## EXERCISE DETAILS
Below is a block of records: output all of them exactly and leave out the pictures.

-- BEGIN GIVEN DATA --

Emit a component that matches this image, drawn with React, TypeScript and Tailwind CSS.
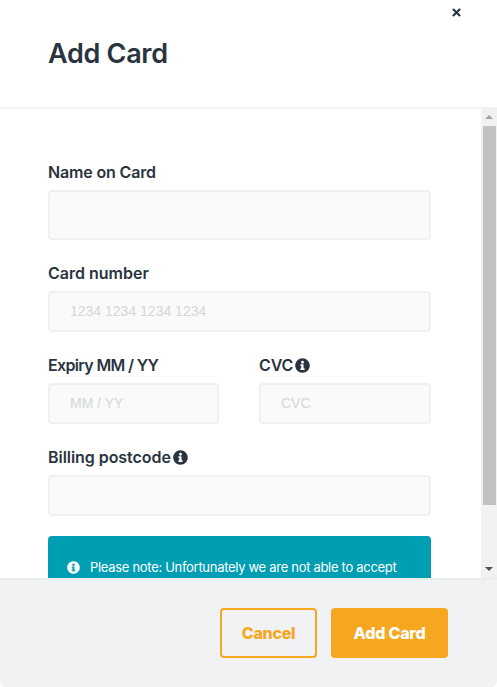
function Info({ className }: { className: string }) {
  return (
    <svg viewBox="0 0 512 512" className={className} fill="currentColor">
      <path fillRule="evenodd" d="M256 8C119 8 8 119 8 256s111 248 248 248 248-111 248-248S393 8 256 8zm0 88a50 50 0 1 1 0 100 50 50 0 0 1 0-100zm72 300c0 7-5 12-12 12H196c-7 0-12-5-12-12v-32c0-7 5-12 12-12h16v-80h-16c-7 0-12-5-12-12v-32c0-7 5-12 12-12h84c7 0 12 5 12 12v124h24c7 0 12 5 12 12v32z" />
    </svg>
  );
}

function Label({ text, info, className }: { text: string; info?: boolean; className?: string }) {
  return (
    <div className={`flex items-center gap-[2px] h-[20px] text-[16px] leading-[20px] font-semibold text-[#29343f] ${className ?? "tracking-[-0.15px]"}`}>
      <span>{text}</span>
      {info && <Info className="w-[15px] h-[15px] text-[#29343f]" />}
    </div>
  );
}

function Field({ h, placeholder }: { h: string; placeholder?: string }) {
  return (
    <div
      className={`${h} mt-[8px] flex items-center rounded-[4px] border-2 border-[#eff0f1] bg-[#fafafa] pl-[20px] font-['Liberation_Sans',sans-serif] text-[14px] text-[#d3d7db]`}
    >
      {placeholder}
    </div>
  );
}

export default function App() {
  return (
    <div className="w-[497px] h-[687px] flex flex-col bg-white font-['Inter',sans-serif] overflow-hidden">
      <header className="relative h-[107px] shrink-0 pl-[48px] pt-[38px]">
        <h1 className="text-[27px] leading-[32px] font-semibold tracking-[-0.3px] text-[#29343f]">Add Card</h1>
        <svg viewBox="0 0 10 10" className="absolute left-[452px] top-[8px] w-[9px] h-[9px] text-[#29343f]" stroke="currentColor" strokeWidth="2.4">
          <path d="M1 1l8 8M9 1l-8 8" />
        </svg>
      </header>
      <div className="h-[2px] shrink-0 bg-[#f1f2f4]" />
      <div className="flex h-[469px] shrink-0">
        <main className="w-[481px] h-[469px] overflow-hidden pl-[48px] pr-[50px] pt-[53px]">
          <Label text="Name on Card" />
          <Field h="h-[50px]" />
          <div className="mt-[23px]">
            <Label text="Card number" className="tracking-[0px]" />
            <Field h="h-[41px]" placeholder="1234 1234 1234 1234" />
          </div>
          <div className="mt-[23px] flex gap-[40px]">
            <div className="w-[171px]">
              <Label text="Expiry MM / YY" className="tracking-[-0.65px]" />
              <Field h="h-[41px]" placeholder="MM / YY" />
            </div>
            <div className="w-[172px]">
              <Label text="CVC" info />
              <Field h="h-[41px]" placeholder="CVC" />
            </div>
          </div>
          <div className="mt-[23px]">
            <Label text="Billing postcode" info className="tracking-[-0.05px]" />
            <Field h="h-[41px]" />
          </div>
          <div className="mt-[20px] h-[80px] rounded-[4px] bg-[#009eb3] pl-[19px] pt-[22px] flex items-start gap-[10px] text-[13px] leading-[19px] tracking-[-0.3px] text-white">
            <Info className="w-[13px] h-[13px] mt-[3px] shrink-0" />
            <span>Please note: Unfortunately we are not able to accept</span>
          </div>
        </main>
        <div className="w-[16px] shrink-0 flex flex-col items-center bg-[#f1f1f1]">
          <svg viewBox="0 0 8 4" className="w-[8px] h-[4px] mt-[6px] text-[#a3a3a3]" fill="currentColor"><path d="M4 0l4 4H0z" /></svg>
          <div className="mt-[7px] w-[13px] h-[379px] bg-[#c1c1c1]" />
          <div className="flex-1" />
          <svg viewBox="0 0 8 4" className="w-[8px] h-[4px] mb-[7px] text-[#505050]" fill="currentColor"><path d="M0 0h8L4 4z" /></svg>
        </div>
      </div>
      <footer className="flex-1 bg-[#f1f2f4] border-t-2 border-[#ebecee] rounded-b-[6px] flex justify-end items-start pt-[28px] pr-[49px] gap-[14px]">
        <button className="w-[97px] h-[50px] rounded-[4px] border-2 border-[#f6a71f] text-[16px] font-extrabold tracking-[-0.3px] text-[#f6a71f]">Cancel</button>
        <button className="w-[117px] h-[50px] rounded-[4px] bg-[#f6a71f] text-[16px] font-extrabold tracking-[-0.2px] text-white">Add Card</button>
      </footer>
    </div>
  );
}
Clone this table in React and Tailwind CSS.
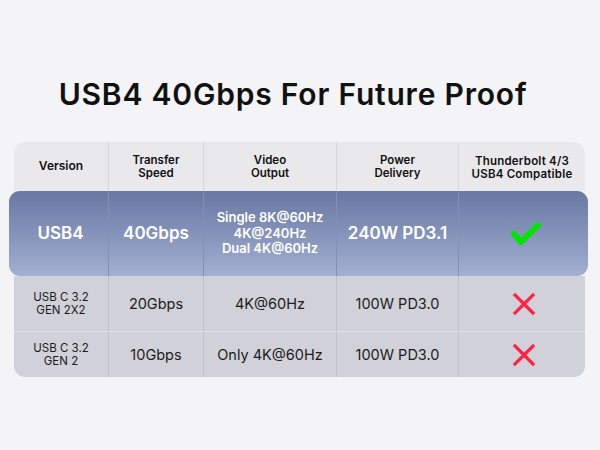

-- END GIVEN DATA --

## WRITTEN RESPONSE
Emit a component that matches this image, drawn with React, TypeScript and Tailwind CSS.
function Info({ className }: { className: string }) {
  return (
    <svg viewBox="0 0 512 512" className={className} fill="currentColor">
      <path fillRule="evenodd" d="M256 8C119 8 8 119 8 256s111 248 248 248 248-111 248-248S393 8 256 8zm0 88a50 50 0 1 1 0 100 50 50 0 0 1 0-100zm72 300c0 7-5 12-12 12H196c-7 0-12-5-12-12v-32c0-7 5-12 12-12h16v-80h-16c-7 0-12-5-12-12v-32c0-7 5-12 12-12h84c7 0 12 5 12 12v124h24c7 0 12 5 12 12v32z" />
    </svg>
  );
}

function Label({ text, info, className }: { text: string; info?: boolean; className?: string }) {
  return (
    <div className={`flex items-center gap-[2px] h-[20px] text-[16px] leading-[20px] font-semibold text-[#29343f] ${className ?? "tracking-[-0.15px]"}`}>
      <span>{text}</span>
      {info && <Info className="w-[15px] h-[15px] text-[#29343f]" />}
    </div>
  );
}

function Field({ h, placeholder }: { h: string; placeholder?: string }) {
  return (
    <div
      className={`${h} mt-[8px] flex items-center rounded-[4px] border-2 border-[#eff0f1] bg-[#fafafa] pl-[20px] font-['Liberation_Sans',sans-serif] text-[14px] text-[#d3d7db]`}
    >
      {placeholder}
    </div>
  );
}

export default function App() {
  return (
    <div className="w-[497px] h-[687px] flex flex-col bg-white font-['Inter',sans-serif] overflow-hidden">
      <header className="relative h-[107px] shrink-0 pl-[48px] pt-[38px]">
        <h1 className="text-[27px] leading-[32px] font-semibold tracking-[-0.3px] text-[#29343f]">Add Card</h1>
        <svg viewBox="0 0 10 10" className="absolute left-[452px] top-[8px] w-[9px] h-[9px] text-[#29343f]" stroke="currentColor" strokeWidth="2.4">
          <path d="M1 1l8 8M9 1l-8 8" />
        </svg>
      </header>
      <div className="h-[2px] shrink-0 bg-[#f1f2f4]" />
      <div className="flex h-[469px] shrink-0">
        <main className="w-[481px] h-[469px] overflow-hidden pl-[48px] pr-[50px] pt-[53px]">
          <Label text="Name on Card" />
          <Field h="h-[50px]" />
          <div className="mt-[23px]">
            <Label text="Card number" className="tracking-[0px]" />
            <Field h="h-[41px]" placeholder="1234 1234 1234 1234" />
          </div>
          <div className="mt-[23px] flex gap-[40px]">
            <div className="w-[171px]">
              <Label text="Expiry MM / YY" className="tracking-[-0.65px]" />
              <Field h="h-[41px]" placeholder="MM / YY" />
            </div>
            <div className="w-[172px]">
              <Label text="CVC" info />
              <Field h="h-[41px]" placeholder="CVC" />
            </div>
          </div>
          <div className="mt-[23px]">
            <Label text="Billing postcode" info className="tracking-[-0.05px]" />
            <Field h="h-[41px]" />
          </div>
          <div className="mt-[20px] h-[80px] rounded-[4px] bg-[#009eb3] pl-[19px] pt-[22px] flex items-start gap-[10px] text-[13px] leading-[19px] tracking-[-0.3px] text-white">
            <Info className="w-[13px] h-[13px] mt-[3px] shrink-0" />
            <span>Please note: Unfortunately we are not able to accept</span>
          </div>
        </main>
        <div className="w-[16px] shrink-0 flex flex-col items-center bg-[#f1f1f1]">
          <svg viewBox="0 0 8 4" className="w-[8px] h-[4px] mt-[6px] text-[#a3a3a3]" fill="currentColor"><path d="M4 0l4 4H0z" /></svg>
          <div className="mt-[7px] w-[13px] h-[379px] bg-[#c1c1c1]" />
          <div className="flex-1" />
          <svg viewBox="0 0 8 4" className="w-[8px] h-[4px] mb-[7px] text-[#505050]" fill="currentColor"><path d="M0 0h8L4 4z" /></svg>
        </div>
      </div>
      <footer className="flex-1 bg-[#f1f2f4] border-t-2 border-[#ebecee] rounded-b-[6px] flex justify-end items-start pt-[28px] pr-[49px] gap-[14px]">
        <button className="w-[97px] h-[50px] rounded-[4px] border-2 border-[#f6a71f] text-[16px] font-extrabold tracking-[-0.3px] text-[#f6a71f]">Cancel</button>
        <button className="w-[117px] h-[50px] rounded-[4px] bg-[#f6a71f] text-[16px] font-extrabold tracking-[-0.2px] text-white">Add Card</button>
      </footer>
    </div>
  );
}
Clone this table in React and Tailwind CSS.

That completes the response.